Charging ahead with bad energy policy


In the last few weeks there has been both good news and bad news in the battle between total dependence on renewable “green” energy and a sensible energy policy in New York state.

First the bad news. I’m sure that many of you have read the recent OBSERVER story that the price of electricity spiked during the recent July heat wave. This was just another one of those unintended consequences that politicians are so adept at creating when they begin meddling in things, they know little about.

According to Assemblyman Andrew Goodell during the heat wave the price of electricity was driven up due to congestion in the transmission system that brings power to western New York, most of which now comes from heavily polluting coal fired plants in Pennsylvania. Goodell pointed out that the transmission system in our area was originally designed to deliver power from the now silent Dunkirk steam plant and the equally silent Huntley Station in Tonawanda and not from plants in Pennsylvania which is the reason for the congestion during periods of high demand like heat waves.
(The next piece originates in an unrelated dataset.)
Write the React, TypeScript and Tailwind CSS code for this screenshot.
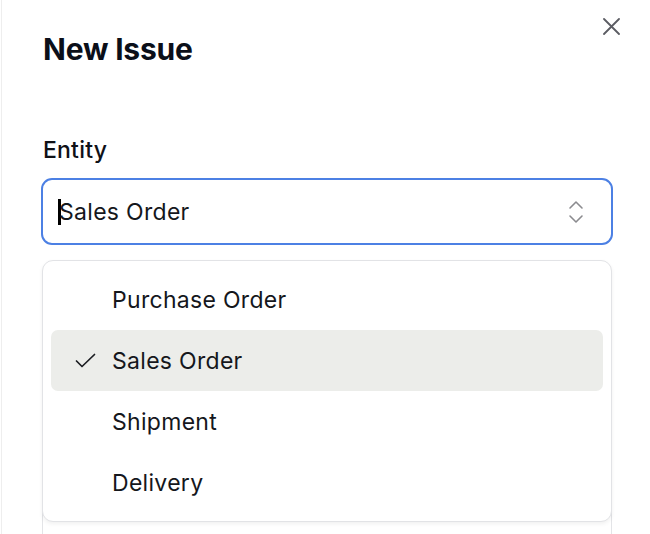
import { useState } from "react";

const options = ["Purchase Order", "Sales Order", "Shipment", "Delivery"];

function CloseIcon() {
  return (
    <svg width="17" height="17" viewBox="0 0 17 17" fill="none" stroke="#5b5c63" strokeWidth="1.8" strokeLinecap="round">
      <path d="M1 1l15 15M16 1L1 16" />
    </svg>
  );
}

function UpDownIcon() {
  return (
    <svg width="16" height="24" viewBox="0 0 16 24" fill="none" stroke="#8b8b8f" strokeWidth="1.6" strokeLinecap="round" strokeLinejoin="round">
      <path d="M2 8l6-6 6 6" />
      <path d="M2 16l6 6 6-6" />
    </svg>
  );
}

function CheckIcon() {
  return (
    <svg width="21" height="15" viewBox="0 0 21 15" fill="none" stroke="#1b1d22" strokeWidth="1.7" strokeLinecap="round" strokeLinejoin="round">
      <path d="M1.5 8l5.5 5.5L19.5 1.5" />
    </svg>
  );
}

export default function App() {
  const [selected, setSelected] = useState("Sales Order");

  return (
    <div
      className="relative h-[534px] w-[650px] overflow-hidden bg-white ml-px border-l border-[#eeeeee] text-[#111318]"
      style={{ fontFamily: "Inter, 'Noto Sans', sans-serif" }}
    >
      {/* Close */}
      <button className="absolute right-[31px] top-[18px] flex h-[17px] w-[17px] items-center justify-center">
        <CloseIcon />
      </button>

      <div className="pl-[39px] pr-[38px] pt-[31px]">
        <h2 className="text-[30px] leading-[36px] font-bold tracking-[-0.2px] text-[#0b0f19] pl-[2px]">New Issue</h2>

        <div className="mt-[69px]">
          <label className="block pl-[2px] text-[23px] leading-[28px] font-medium tracking-[0.2px] text-[#0f1117]">Entity</label>

          <div className="relative mt-[14px]">
            <div className="flex h-[67px] items-center justify-between rounded-[11px] border-2 border-[#4c80e4] pl-[15px] pr-[27px]">
              <div className="flex items-center text-[23px] leading-[28px] tracking-[0.3px] text-[#15171c]">
                <span className="-mr-[2px] inline-block h-[26px] w-[3px] bg-black" />
                <span>{selected}</span>
              </div>
              <UpDownIcon />
            </div>

            {/* Next field, sitting under the open list */}
            <div className="mt-[28px] h-[300px] rounded-[11px] border border-[#e3e4e7] mx-px" />

            {/* Listbox */}
            <div className="absolute left-px right-px top-[82px] rounded-[11px] border border-[#e2e3e6] bg-white px-[8px] py-[8px] shadow-[0_2px_4px_rgba(0,0,0,0.06)]">
              {options.map((opt) => {
                const active = opt === selected;
                return (
                  <div
                    key={opt}
                    onClick={() => setSelected(opt)}
                    className={
                      active
                        ? "flex h-[61px] cursor-pointer items-center rounded-[7px] bg-[#ecedea] text-[23px] leading-[28px] tracking-[0.3px] text-[#15171c]"
                        : "flex h-[61px] cursor-pointer items-center rounded-[7px] text-[23px] leading-[28px] tracking-[0.3px] text-[#15171c]"
                    }
                  >
                    <span className="flex w-[61px] justify-start pl-[24px]">{active && <CheckIcon />}</span>
                    <span>{opt}</span>
                  </div>
                );
              })}
            </div>
          </div>
        </div>
      </div>
    </div>
  );
}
I’m sure we all remember the jubilation that met the governor’s 2013 announcement that the Dunkirk plant would remain open and be converted to cleaner burning natural gas. Don’t politicians say the craziest things when they need our votes?

Getting back to renewable energy, Goodell said that the Public Service Commission is aware of the problem but that repairs will take time. Unfortunately, I find that the repairs to relieve congestion are just one of many repairs, updates and rebuilds that engineers will be facing so that all those new wind and solar farms can be tied into the grid in order that wind power from Chautauqua County and solar power from the Mohawk Valley can be sent to areas of high demand

Problems have already arisen in transmitting some forms of renewable power where it is needed. In 2018 New York produced less renewable energy then in 2017 with a drop of 2.5 percent.

According to those in the know the reason for this was that our electric grid was unable to deliver renewable energy to regions where it was needed. In 2018, 70 gigawatts of wind energy went to waste because the grid couldn’t move it from upstate to areas of high demand. The governor was warned, but apparently has chosen to ignore, that as the state grows more dependent on renewable energy, we will face additional problems transmitting wind and solar energy where it needs to go and the state may face more brownouts and blackouts in the future

Besides the “blips” that local electric customer will see on their bills after future heat waves the cost of transitioning to renewable energy will cost all New Yorkers more for their electricity. What should disturb all New Yorkers is that the Cuomo administration has never made an effort to make even a rough estimate of the fiscal and economic impact of dependency on renewable energy. In light of that we should be prepared for large and unexpected increases in our electric bills that are already 43 percent above the national average.

As the cost of electricity goes up it will only accelerate what has been happening in upstate New York for years as businesses and citizens flee the state. Of course, supporters of green energy tell us that there will be new jobs in the green energy field to take up the slack. What kind of jobs will those be, I wonder? Just picture someone tethered to a 500 foot high tower cleaning dead birds off turbine blades or sweeping dust and dirt from solar panels in the summer and snow in the winter. We only have to look north to Tesla’s Solar City plant in Buffalo to understand that job claims in green energy are often wildly inflated.

The good news in energy is that the Chautauqua County Legislature recently passed a resolution opposing the construction of wind turbine farms on Lake Erie as part of the governor’s misguided and quixotic campaign to make the state dependent on renewable energy. As the resolution states wind turbines on the lake will have a negative impact on bird and fish populations but it will also have an adverse impact on recreational use of Lake Erie by local residents and visitors.

Opponents of wind and solar farms can take heart in the growing opposition to wind and solar farms by upstate citizens and municipalities. Local residents and organizations in these areas are working to save their landscapes and wild life from the blight of towering wind turbines and rapidly spreading fields of solar panels.

Not surprisingly, as opposition grows it has been reported that state officials have begun taking the questionable step of using state resources to help renewable friendly local officials change municipal codes to smooth the way for turbines and solar farms. So much for the duty of state government to place the wellbeing of its citizens first.